Submitted to: Bioresource Technology
Publication Type: Peer Reviewed Journal
Publication Acceptance Date: 3/25/2003
Publication Date: 9/26/2003
Citation: Bansode, R.R., Losso, J.N., Marshall, W.E., Rao, R.M., Portier, R.J. 2003. Adsorption of volatile organic compounds by pecan shell-and almond shell-based granular activated carbons. Bioresource Technology. 90:175-184.
Interpretive Summary: Activated carbon has long been recognized as one of the most versatile adsorbents to be used for the effective removal of organic contaminants in wastewater treatments. More recently, activated carbons made from almond shell and pecan shell have been recognized as excellent adsorbents for toxic metals that contribute heavily to the contamination of water and wastewater. However, the use of almond shell- and pecan shell-based carbons as adsorbents of toxic organic compounds called volatile organic compounds or VOCs has received much less attention than metal adsorption. This study evaluated the use of almond shell and pecan shell carbons for VOC adsorption compared to the VOC uptake of several commercial carbons. The results determined that there was no difference in the quantity of VOCs adsorbed by pecan shell-based carbons and commercial coconut shell-based carbons. Therefore, these carbons could be used interchangeably in applications that require adsorption of VOCs. The use of pecan shells rather than coconut shells as a source material for activated carbon production should be advantageous because pecan shells are an American product that is easily obtained, while coconut shells are an imported product that depend on availability of the coconuts and their cost includes transporting the shells to the United States.
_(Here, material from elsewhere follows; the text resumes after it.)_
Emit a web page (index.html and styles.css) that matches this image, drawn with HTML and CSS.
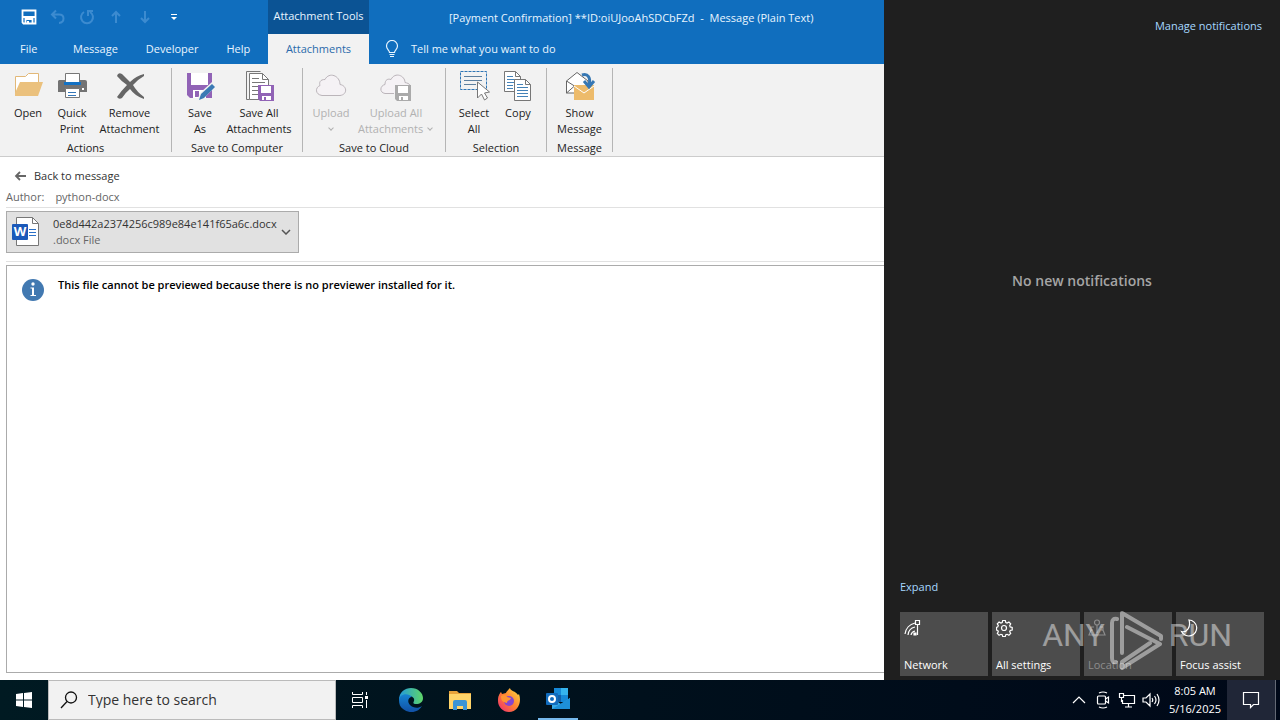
FILE: index.html
```html
<!DOCTYPE html>
<html lang="en">
<head>
    <meta charset="UTF-8">
    <meta name="viewport" content="width=device-width, initial-scale=1.0">
    <title>Message (Plain Text)</title>
    <link rel="stylesheet" href="styles.css">
</head>
<body>
    <div class="desktop">
        <main class="window">
            <header class="title-area">
                <div class="quick-access">
                    <button aria-label="Save"><svg width="16" height="16" viewBox="0 0 16 16"><path d="M1.5 1.5h13v13h-12l-1-1z" fill="none" stroke="#fff" stroke-width="1.8"/><path d="M2 8h12M4.500 14v-4h7v4" fill="none" stroke="#fff" stroke-width="1.8"/><path d="M6 12h2v3H6z" fill="#fff"/></svg></button>
                    <button class="dim" aria-label="Undo"><svg width="16" height="16" viewBox="0 0 16 16"><path d="M6 1.5L2 5.5l4 4M2 5.5h7c6 0 6 8 0 8.5"/></svg></button>
                    <button class="dim" aria-label="Redo"><svg width="16" height="16" viewBox="0 0 16 16"><path d="M5 3a6 6 0 1 0 6 0M9 7V2h5"/></svg></button>
                    <button class="dim" aria-label="Previous item"><svg width="16" height="16" viewBox="0 0 16 16"><path d="M8 14V3M4 7l4-4 4 4"/></svg></button>
                    <button class="dim" aria-label="Next item"><svg width="16" height="16" viewBox="0 0 16 16"><path d="M8 2v11M4 9l4 4 4-4"/></svg></button>
                    <button aria-label="Customize toolbar"><svg width="8" height="8" viewBox="0 0 8 8"><path d="M1 1.5h6" stroke="#fff"/><path d="M1 4h6L4 7z" fill="#fff"/></svg></button>
                </div>
                <div class="context-title">Attachment Tools</div>
                <div class="window-title">[Payment Confirmation] **ID:oiUJooAhSDCbFZd&nbsp; -&nbsp; Message (Plain Text)</div>
                <nav class="tabs">
                    <button class="file-tab">File</button>
                    <button>Message</button>
                    <button>Developer</button>
                    <button>Help</button>
                </nav>
                <button class="active-tab">Attachments</button>
                <button class="tell-me">
                    <svg width="14" height="18" viewBox="0 0 14 18"><path d="M4.5 12.5c0-2-3-3-3-6.5a5.500 5.500 0 0 1 11 0c0 3.500-3 4.500-3 6.500zM4.500 14.500h5M5 16.500h4" fill="none" stroke="#e8f5ff" stroke-width="1.200"/></svg>
                    Tell me what you want to do
                </button>
            </header>

            <section class="ribbon">
                <div class="group">
                    <div class="group-buttons">
                        <button class="tool"><svg width="32" height="32" viewBox="0 0 32 32"><path d="M3.500 26V7.500h10l3-3h10V13" fill="#fff" stroke="#e2b878"/><path d="M3 27V24l5-11h23l-5 14z" fill="#ebc17d"/></svg><span>Open</span></button>
                        <button class="tool"><svg width="32" height="32" viewBox="0 0 32 32"><path d="M3 11h26q2 0 2 2v10H2V12z" fill="#737373"/><path d="M9.500 4.500h14v9h-14z" fill="#fff" stroke="#777"/><path d="M8 13h17v3H8z" fill="#1472c4"/><path d="M9.500 19.500h14v9h-14z" fill="#fff" stroke="#777"/><path d="M12 23.500h8M12 26.500h8" stroke="#3577b8"/><path d="M26 19h2v2h-2z" fill="#fff"/></svg><span>Quick<br>Print</span></button>
                        <button class="tool remove"><svg width="32" height="32" viewBox="0 0 32 32"><path d="M3 7q1-4 5-2l8 8Q22 7 30 5v2q-7 4-11 9 4 7 11 12v2q-9-3-14-10-5 4-8 9-3 2-5-1 5-7 10-12Q8 13 3 7z" fill="#666"/></svg><span>Remove<br>Attachment</span></button>
                    </div>
                    <h2>Actions</h2>
                </div>
                <div class="group">
                    <div class="group-buttons">
                        <button class="tool"><svg width="32" height="32" viewBox="0 0 32 32"><path d="M3 4h25v25H6l-3-3z" fill="#9163b6"/><path d="M7 4h17v12H7z" fill="#fff"/><path d="M9 21h13v8H9z" fill="#fff"/><path d="M11 22h4v6h-4z" fill="#9163b6"/><path d="M13 32l3-8 12-11 4 4-12 12z" fill="#f2f2f2"/><path d="M15 31l2-6 11-10 3 3-11 11z" fill="#3b7ab4"/></svg><span>Save<br>As</span></button>
                        <button class="tool save-all"><svg width="32" height="32" viewBox="0 0 32 32"><path d="M17.500 2.500h-14v28h3" fill="none" stroke="#777"/><path d="M6.500 4.500h13l6 6v20h-19z" fill="#fff" stroke="#777"/><path d="M19.500 4.500v6h6M9 9.500h7M9 13.500h13M9 17.500h8M9 21.500h6M9 25.500h6" fill="none" stroke="#777"/><path d="M15 16h16v16H17l-2-2z" fill="#9163b6"/><path d="M18 17h10v7H18z" fill="#fff"/><path d="M19 27h9v4h-9z" fill="#fff"/><path d="M21 28h2v4h-2z" fill="#9163b6"/></svg><span>Save All<br>Attachments</span></button>
                    </div>
                    <h2>Save to Computer</h2>
                </div>
                <div class="group">
                    <div class="group-buttons">
                        <button class="tool" disabled><svg width="32" height="32" viewBox="0 0 32 32"><path d="M7 26.500h18c8-1 7-10 0-11 0-9-11-13-15-5-5 0-6 3-5 6-5 2-5 9 2 10z" fill="#f5f2f5" stroke="#bbb5ba"/></svg><span>Upload<br><i class="caret"></i></span></button>
                        <button class="tool upload-all" disabled><svg width="32" height="32" viewBox="0 0 32 32"><path d="M14 24.500H5c-6-1-5-8 0-9 0-5 3-6 6-5 4-8 14-4 14 3 5 1 6 3 5 6" fill="#f5f2f5" stroke="#bbb5ba"/><path d="M15 16h16v16H17l-2-2z" fill="#aaa"/><path d="M18 17h10v7H18z" fill="#fff"/><path d="M19 27h9v4h-9z" fill="#fff"/><path d="M21 28h2v4h-2z" fill="#aaa"/></svg><span>Upload All<br>Attachments <i class="caret"></i></span></button>
                    </div>
                    <h2>Save to Cloud</h2>
                </div>
                <div class="group">
                    <div class="group-buttons">
                        <button class="tool"><svg width="32" height="32" viewBox="0 0 32 32"><path d="M2.500 2.500h26v18h-26z" fill="none" stroke="#2e75b5" stroke-dasharray="3 1"/><path d="M6 7.500h18M6 11.500h18M6 15.500h12" stroke="#5c7f9f"/><path d="M19.500 13v16l4-4 3 6 3-2-3-5 5-1z" fill="#fff" stroke="#777"/></svg><span>Select<br>All</span></button>
                        <button class="tool"><svg width="32" height="32" viewBox="0 0 32 32"><path d="M2.500 2.500h11l5 5v15h-16z" fill="#fff" stroke="#777"/><path d="M13.500 2.500v5h5" fill="none" stroke="#777"/><path d="M5 7.500h6M5 10.500h8M5 13.500h8M5 16.500h6M5 19.500h6" stroke="#4482b8"/><path d="M12.500 10.500h11l5 5v16h-16z" fill="#fff" stroke="#777"/><path d="M23.500 10.500v5h5" fill="none" stroke="#777"/><path d="M15 15.500h6M15 18.500h11M15 21.500h11M15 24.500h11M15 27.500h11" stroke="#4482b8"/></svg><span>Copy</span></button>
                    </div>
                    <h2>Selection</h2>
                </div>
                <div class="group">
                    <div class="group-buttons">
                        <button class="tool show-message"><svg width="32" height="32" viewBox="0 0 32 32"><path d="M2.500 24V12L13 3.500 24 12v12z" fill="#fff" stroke="#666"/><path d="M2.500 12l8 5M2.500 24l8-7" fill="none" stroke="#666"/><path d="M10 16h20v15H10z" fill="#edbb6b"/><path d="M10 17l10 7 10-7" fill="none" stroke="#fff"/><path d="M18 6c6-2 9 3 7 10M20 12l5 6 5-6" fill="none" stroke="#3677b3" stroke-width="3"/></svg><span>Show<br>Message</span></button>
                    </div>
                    <h2>Message</h2>
                </div>
            </section>

            <section class="preview">
                <button class="back"><svg width="12" height="10" viewBox="0 0 12 10"><path d="M12 5H2M6 1L2 5l4 4" fill="none" stroke="#666" stroke-width="1.800"/></svg>Back to message</button>
                <div class="author"><span>Author:</span><span>python-docx</span></div>
                <div class="file-row">
                    <button class="file">
                        <svg width="28" height="32" viewBox="0 0 28 32"><path d="M4.500 1.500h16l6 6v22h-22z" fill="#fff" stroke="#777"/><path d="M20.500 1.500v6h6" fill="none" stroke="#777"/><path d="M17 13.500h7M17 16.500h7M17 19.500h7" stroke="#2a70c8"/><rect y="8" width="16" height="16" rx="1" fill="#1b59b9"/><text x="8" y="20" text-anchor="middle" class="word-mark">W</text></svg>
                        <span class="file-name">0e8d442a2374256c989e84e141f65a6c.docx<small>.docx File</small></span>
                        <svg width="10" height="6" viewBox="0 0 10 6"><path d="M1 1l4 4 4-4" fill="none" stroke="#555" stroke-width="1.500"/></svg>
                    </button>
                </div>
                <div class="viewer">
                    <svg width="22" height="22" viewBox="0 0 22 22"><circle cx="11" cy="11" r="11" fill="#4279b1"/><circle cx="11" cy="5" r="1.700" fill="#fff"/><path d="M8.500 8.500H12V16h2v1H8.500v-1H10V9.500H8.500z" fill="#fff"/></svg>
                    <p>This file cannot be previewed because there is no previewer installed for it.</p>
                </div>
            </section>
        </main>

        <aside class="action-center">
            <a class="manage" href="#">Manage notifications</a>
            <p class="empty">No new notifications</p>
            <a class="expand" href="#">Expand</a>
            <div class="tiles">
                <button><svg width="18" height="18" viewBox="0 0 18 18"><path d="M1 15A13 13 0 0 1 11 4M4 16a9 9 0 0 1 7-8M7 16a5 5 0 0 1 4-4M13.500 5v11M11.500 1.500h4v4h-4z"/><path d="M10 14h2v2h-2z" fill="#fff"/></svg>Network</button>
                <button><svg width="18" height="18" viewBox="0 0 18 18"><circle cx="8" cy="9" r="2.500"/><path d="M6.700 1.500h2.600l.5 2 1.300.5 1.800-1 1.800 1.800-1 1.800.5 1.300 2 .5V11l-2 .5-.5 1.200 1 1.800-1.800 1.800-1.800-1-1.300.5-.5 1.700H6.700l-.5-1.700-1.300-.5-1.800 1-1.800-1.800 1-1.800-.5-1.200L.5 11V8.400l1.300-.5.5-1.300-1-1.800L3.100 3l1.800 1 1.300-.5z"/></svg>All settings</button>
                <button disabled><svg width="18" height="18" viewBox="0 0 18 18"><circle cx="9" cy="3.500" r="2.500"/><path d="M9 6v8M6 8H3v4M12 8h3v4M5 11H3l-2 5h16l-2-5h-2"/></svg>Location</button>
                <button><svg width="18" height="18" viewBox="0 0 18 18"><path d="M9 1a8 8 0 1 1-7.500 11.500C7 14 11 8 9 1z"/></svg>Focus assist</button>
            </div>
            <div class="watermark">
                <span>ANY</span>
                <svg width="56" height="62" viewBox="0 0 56 62" fill="none" stroke="currentColor" stroke-width="4" stroke-linecap="round" stroke-linejoin="round"><path d="M8 9q-5-1-5 4v35q0 5 4 4M13 43V3l39 23v3M18 17l33 17-38 24v-6l28-19"/></svg>
                <span>RUN</span>
            </div>
        </aside>
    </div>

    <footer class="taskbar">
        <button class="start" aria-label="Start"><svg width="16" height="16" viewBox="0 0 16 16"><path d="M0 2l7-1v6.500H0zM8 1l8-1v7.500H8zM0 8.500h7V15l-7-1zM8 8.500h8V16l-8-1z" fill="#fff"/></svg></button>
        <label class="search">
            <svg width="18" height="18" viewBox="0 0 18 18"><circle cx="11" cy="6.500" r="5.500" fill="none" stroke="#111" stroke-width="1.300"/><path d="M7 10.500L1 17" stroke="#111" stroke-width="1.300"/></svg>
            <input type="text" placeholder="Type here to search" aria-label="Type here to search">
        </label>
        <div class="apps">
            <button class="task-view" aria-label="Task view"><svg width="18" height="18" viewBox="0 0 18 18"><path d="M1.500 1v2.500h10V1M1.500 6.500h10v5h-10zM1.500 17v-2.500h10V17M15.500 1v3M15.500 9v8" fill="none" stroke="#fff"/><path d="M14 5h3v3h-3z" fill="#fff"/></svg></button>
            <button aria-label="Edge"><svg width="24" height="24" viewBox="0 0 24 24">
                <defs><linearGradient id="edge-top" x2="1"><stop stop-color="#2299dc"/><stop offset="1" stop-color="#5fd668"/></linearGradient><linearGradient id="edge-low" y2="1" x2="0"><stop stop-color="#1684d2"/><stop offset="1" stop-color="#1150a5"/></linearGradient></defs>
                <path d="M0 12C0 4 6 0 12 0c7 0 12 5 12 10 0 4-3 6-7 6-3 0-3-1-2-3 1-3-2-5-5-5z" fill="url(#edge-top)"/><path d="M0 12c0-6 9-8 13-3-4 0-5 5-2 8 3 3 8 4 12 1-4 7-13 8-19 3-3-2-4-5-4-9z" fill="url(#edge-low)"/></svg></button>
            <button aria-label="File Explorer"><svg width="22" height="20" viewBox="0 0 22 20"><path d="M0 1h8l2 2h12v16H0z" fill="#e8a33a"/><path d="M0 4h22v15H0z" fill="#ffd469"/><path d="M4 12q0-2 2-2h10q2 0 2 2v8h-4v-4H8v4H4z" fill="#3994d6"/></svg></button>
            <button aria-label="Firefox"><svg width="24" height="24" viewBox="0 0 24 24">
                <defs><linearGradient id="fox" x1="1" y2="1" x2="0"><stop stop-color="#ffe244"/><stop offset=".5" stop-color="#ff8131"/><stop offset="1" stop-color="#ed2677"/></linearGradient></defs>
                <path d="M1 11c0-3 2-6 3-7l1 2 4-1c0-1 2-3 4-5 0 3 6 3 8 7l1-1c3 8-1 18-10 18C6 24 1 19 1 13z" fill="url(#fox)"/><circle cx="12" cy="13" r="5" fill="#8546cf"/><path d="M4 8c3-2 5-1 6 1l4 1c-1 3-4 2-4 5-5-1-6-3-6-7z" fill="#ff9533"/></svg></button>
            <button class="running" aria-label="Outlook"><svg width="26" height="24" viewBox="0 0 26 24"><path d="M9 1h14v14H9z" fill="#1689d8"/><path d="M16 1h7v7h-7z" fill="#35b4ee"/><path d="M9 8h7v7H9z" fill="#125fa8"/><path d="M7 11l9 6 9-6v11H7z" fill="#38aae6"/><path d="M7 22l18-11v11z" fill="#1e90d8"/><rect x="1" y="6" width="12" height="12" rx="1" fill="#116cbe"/><circle cx="7" cy="12" r="3" fill="none" stroke="#fff" stroke-width="2"/></svg></button>
        </div>
        <div class="tray">
            <button aria-label="Show hidden icons"><svg width="14" height="14" viewBox="0 0 14 14"><path d="M1 10l6-6 6 6"/></svg></button>
            <button aria-label="Meet now"><svg width="16" height="18" viewBox="0 0 16 18"><path d="M4 2q4-2 8 0M4 16q4 2 8 0"/><rect x="2.500" y="5" width="8" height="8" rx="1"/><path d="M10.500 8l3-2v6l-3-2"/></svg></button>
            <button aria-label="Network"><svg width="18" height="16" viewBox="0 0 18 16"><path d="M6 3.500h10.500v8h-12V8M10.500 12v3M7 15h7M1.500 1.500h4v4h-4zM3.500 5.500V10"/></svg></button>
            <button aria-label="Volume"><svg width="18" height="16" viewBox="0 0 18 16"><path d="M1 6h3l4-4v12l-4-4H1zM10 6q1.500 2 0 4M12.500 4q3 4 0 8M15 2q4 6 0 12"/></svg></button>
            <time class="clock">8:05 AM<br>5/16/2025</time>
            <button class="notify" aria-label="Notifications"><svg width="18" height="18" viewBox="0 0 18 18"><path d="M1.500 1.500h15v12h-5l-3 3v-3h-7z"/></svg></button>
        </div>
    </footer>
</body>
</html>
```

FILE: styles.css
```css
* {
    margin: 0;
    padding: 0;
    box-sizing: border-box;
}

body {
    display: flex;
    flex-direction: column;
    height: 100vh;
    font-family: "Open Sans", "Noto Sans", sans-serif;
    font-size: 11px;
    line-height: 16px;
    overflow: hidden;
}

button {
    border: none;
    background: none;
    font: inherit;
    color: inherit;
}

a {
    text-decoration: none;
}

svg {
    display: block;
    flex-shrink: 0;
}

.desktop {
    display: flex;
    flex: 1;
    min-height: 0;
}

.window {
    display: flex;
    flex-direction: column;
    flex: 1;
    min-width: 0;
    background: #fff;
    color: #333;
}

/* title bar and tabs */
.title-area {
    display: grid;
    grid-template-columns: 268px 101px 1fr;
    grid-template-rows: 34px 30px;
    background: #106ebe;
    color: #e8f5ff;
    white-space: nowrap;
}

.quick-access {
    display: flex;
    align-items: center;
    padding-left: 14px;
}

.quick-access button {
    display: grid;
    place-items: center;
    width: 29px;
    height: 34px;
}

.dim path {
    fill: none;
    stroke: #3c8bd0;
    stroke-width: 2;
}

.context-title {
    background: #0b5394;
    line-height: 32px;
    text-align: center;
}

.window-title {
    padding-left: 80px;
    line-height: 36px;
    overflow: hidden;
}

.tabs {
    display: flex;
}

.tabs button {
    padding: 0 14px;
}

.tabs .file-tab {
    width: 59px;
    padding: 0 20px;
    text-align: left;
}

.active-tab {
    background: #f2f2f2;
    color: #2a6aab;
}

.tell-me {
    display: flex;
    align-items: center;
    gap: 12px;
    padding-left: 16px;
}

/* ribbon */
.ribbon {
    display: flex;
    height: 93px;
    padding: 4px 0;
    background: #f2f2f2;
    border-bottom: 1px solid #ccc;
    color: #222;
}

.group {
    display: flex;
    flex-direction: column;
    justify-content: space-between;
    padding: 0 6px;
    border-right: 1px solid #b5b5b5;
    white-space: nowrap;
}

.group-buttons {
    display: flex;
    align-items: flex-start;
}

.group h2 {
    font-size: 11px;
    font-weight: 400;
    line-height: 8px;
    text-align: center;
}

.tool {
    display: flex;
    flex-direction: column;
    align-items: center;
    gap: 4px;
    width: 44px;
    padding-top: 1px;
}

.tool:disabled {
    color: #b1b1b1;
}

.remove {
    width: 71px;
}

.save-all {
    width: 74px;
}

.upload-all {
    width: 86px;
}

.show-message {
    width: 53px;
}

.caret {
    display: inline-block;
    width: 4px;
    height: 4px;
    margin: 0 2px 3px;
    border: solid #b1b1b1;
    border-width: 0 1px 1px 0;
    transform: rotate(45deg);
}

/* attachment preview */
.preview {
    display: flex;
    flex-direction: column;
    flex: 1;
    padding: 10px 0 7px 6px;
}

.back {
    display: flex;
    align-items: center;
    align-self: flex-start;
    gap: 8px;
    height: 18px;
    padding-left: 8px;
}

.author {
    display: flex;
    gap: 11px;
    height: 23px;
    padding-top: 4px;
    border-bottom: 1px solid #e1e1e1;
    color: #666;
}

.file-row {
    height: 54px;
    padding-top: 3px;
    border-bottom: 1px solid #e1e1e1;
}

.file {
    display: flex;
    align-items: center;
    width: 293px;
    height: 42px;
    padding: 0 7px 0 5px;
    background: #e1e1e1;
    border: 1px solid #ababab;
    text-align: left;
}

.file-name {
    flex: 1;
    padding-left: 13px;
}

.file-name small {
    display: block;
    font-size: 11px;
    color: #666;
}

.word-mark {
    font-size: 13px;
    font-weight: 700;
    fill: #fff;
}

.viewer {
    display: flex;
    flex: 1;
    gap: 14px;
    margin-top: 3px;
    padding: 13px 15px;
    border: 1px solid #ababab;
    border-right: none;
    color: #000;
    font-weight: 600;
}

.viewer p {
    margin-top: -2px;
}

/* notifications panel */
.action-center {
    position: relative;
    display: flex;
    flex-direction: column;
    width: 396px;
    padding: 18px 16px 4px;
    background: #1f1f1f;
    color: #fff;
}

.action-center a {
    color: #a6d8ff;
}

.manage {
    align-self: flex-end;
    margin-right: 2px;
}

.empty {
    margin: auto 0;
    padding-bottom: 52px;
    color: #a5a5a5;
    font-size: 14px;
    font-weight: 600;
    line-height: 20px;
    text-align: center;
}

.action-center .expand {
    margin-bottom: 17px;
}

.tiles {
    display: grid;
    grid-template-columns: repeat(4, 1fr);
    gap: 4px;
}

.tiles button {
    display: flex;
    flex-direction: column;
    justify-content: space-between;
    height: 64px;
    padding: 7px 4px 3px;
    background: #4c4c4c;
    text-align: left;
}

.tiles button:disabled {
    color: #8c8c8c;
}

.tiles svg {
    fill: none;
    stroke: currentColor;
    stroke-width: 1.2;
}

.watermark {
    position: absolute;
    right: 48px;
    bottom: 8px;
    display: flex;
    align-items: center;
    gap: 4px;
    color: #fff;
    font-family: Roboto, "Liberation Sans", sans-serif;
    font-size: 32px;
    line-height: 32px;
    opacity: 0.45;
    pointer-events: none;
}

.watermark span {
    padding-bottom: 12px;
}

/* taskbar */
.taskbar {
    display: flex;
    height: 40px;
    background: linear-gradient(90deg, #001a22, #00101c 50%, #000818);
    color: #fff;
}

.start {
    display: grid;
    place-items: center;
    width: 48px;
}

.search {
    display: flex;
    align-items: center;
    gap: 10px;
    width: 288px;
    padding-left: 11px;
    background: #f2f2f2;
    border: 1px solid #bbb;
}

.search input {
    flex: 1;
    min-width: 0;
    border: none;
    outline: none;
    background: none;
    font: inherit;
    font-size: 14px;
}

.search input::placeholder {
    color: #333;
}

.apps {
    display: flex;
    gap: 1px;
}

.apps button {
    display: grid;
    place-items: center;
    width: 48px;
}

.apps .task-view {
    margin-right: 2px;
}

.apps .running {
    width: 40px;
    margin-left: 4px;
    border-bottom: 2px solid #76b9ed;
}

.tray {
    display: flex;
    align-items: center;
    margin-left: auto;
    padding-right: 4px;
}

.tray button {
    display: grid;
    place-items: center;
    width: 24px;
    height: 40px;
}

.tray svg {
    fill: none;
    stroke: #fff;
    stroke-width: 1.2;
}

.clock {
    width: 64px;
    line-height: 18px;
    text-align: center;
}

.tray .notify {
    width: 49px;
    background: #202637;
    border-right: 1px solid #646975;
}
```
Technical Abstract: The objective of this research was to compare the adsorption of volatile organic compounds (VOCs) using pecan- and almond shell-based granular activated carbons (GACs) and three commercial carbons made from coal or coconut shells. The VOCs used consisted of bromo-dichloromethane, benzene, carbon tetrachloride, 1,1,1-trichloroethane, chloroform, and 1,1-dichloroethane. The pecan shell-based GACs were activated using steam, carbon dioxide or phosphoric acid. An almond shell-based GAC was activated with phosphoric acid. Our results indicated that steam- or carbon dioxide- activated pecan shell carbons were superior in total VOC adsorption to phosphoric acid activated pecan shell or almond shell carbons, inferring that the method of activation selected for the preparation of activated carbons affected the adsorption of volatile organic compounds and hence are factors to be considered in any adsorption process. The steam activated, pecan shell carbon adsorbed more total VOCs than the other experimental carbons and had an adsorption profile similar to the two coconut-based commercial carbons, but had greater adsorption than the coal-based commercial carbon. All the carbons studied adsorbed benzene more effectively than the other organics. Pecan shell, steam activated and acid activated GACs showed higher adsorption of 1,1,1-trichloroethane than the other carbons studied. Multivariate analysis was conducted to group experimental carbons and commercial carbons based on their physical, chemical, and adsorptive properties. The results of the analysis conclude that steam-activated and acid-activated pecan shell carbons clustered together with a coal-based and a coconut shell-based commercial carbons, thus inferring that these experimental carbons could potentially be used as alternative sources for VOC adsorption in an aqueous environment.